When I was a younger writer I threw around the word “dated” a lot as a pejorative because I had young writer’s inherent, unmotivated distrust of things that were not clearly made for you and your generation. Now much of what fascinates me about the older art I almost invariably prefer to new stuff is how thoroughly something embodies the tenor of the times that created it.
In that respect, what I find most interesting about “I’ll Be Mellow When I’m Dead” is how unabashedly, shamelessly 1980s it is. It might just be the single most 1980s song Al ever recorded, even if the slightly dusty lifestyle satire found in the song reflects a lot of the easy comic subjects of the late 1970s as well.
As I wrote in Weird Al: The Book, Al’s self-titled debut is the rawest and most punk album of his career. Taking a few pages from the punk playbook, it’s an album that makes up in energy and attitude what it lacks in polish. This is particularly true of “I’ll Be Mellow When I’m Dead” which is a far cry from punk musically but delivered with an almost snotty sense of anger, sarcasm and defiance. As befits a song about a man shaking an angry fist at a world that wants him to mellow out, take a chill pill and maybe try a little transcendental meditation, you can damn near hear Al work up a righteous sweat as he tries to sell overly familiar material through willpower alone.
“I’ll Be Mellow When I’m Dead” is fascinating partially because it’s such a product of the Reagan era but it’s also interesting to me for the ways it feels off-model. At this point, “Weird Al” is nearly as well known for being one of pop culture’s most high-profile vegetarians as he is for making 70 percent of his early songs about food. So it’s a little jarring to hear the singer of “I’ll Be Mellow When I’m Dead” boast that he’d rather devour a mass of dead, fried cow flesh like a Big Mac or a Jumbo Jack from Jack In The Box while also condemning vegetarianism as just another self-absorbed New Age fad that couldn’t end quickly enough.

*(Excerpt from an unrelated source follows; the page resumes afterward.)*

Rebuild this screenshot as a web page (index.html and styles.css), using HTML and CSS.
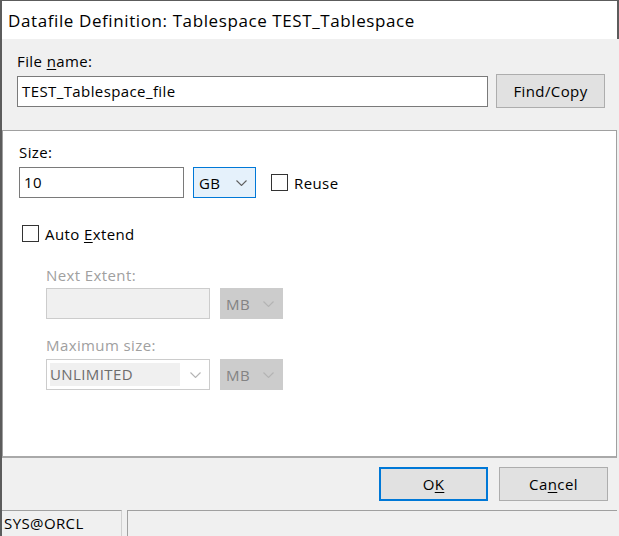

“Weird Al” Yankovic is off-model from Al’s other albums in other ways as well. It’s the only full length album he’s released that does not have a polka parody on it, and of the twelve songs, only five are parodies. Of the seven originals, only one is a pastiche/homage. Yankovic figured out exactly who he was and what he wanted his career to look and feel like early on, yet on “Weird Al” Yankovic and songs like “I’ll Be Mellow When I’m Dead” he was still very much a work in progress, albeit one with a sense of focus and drive that borders on preternatural.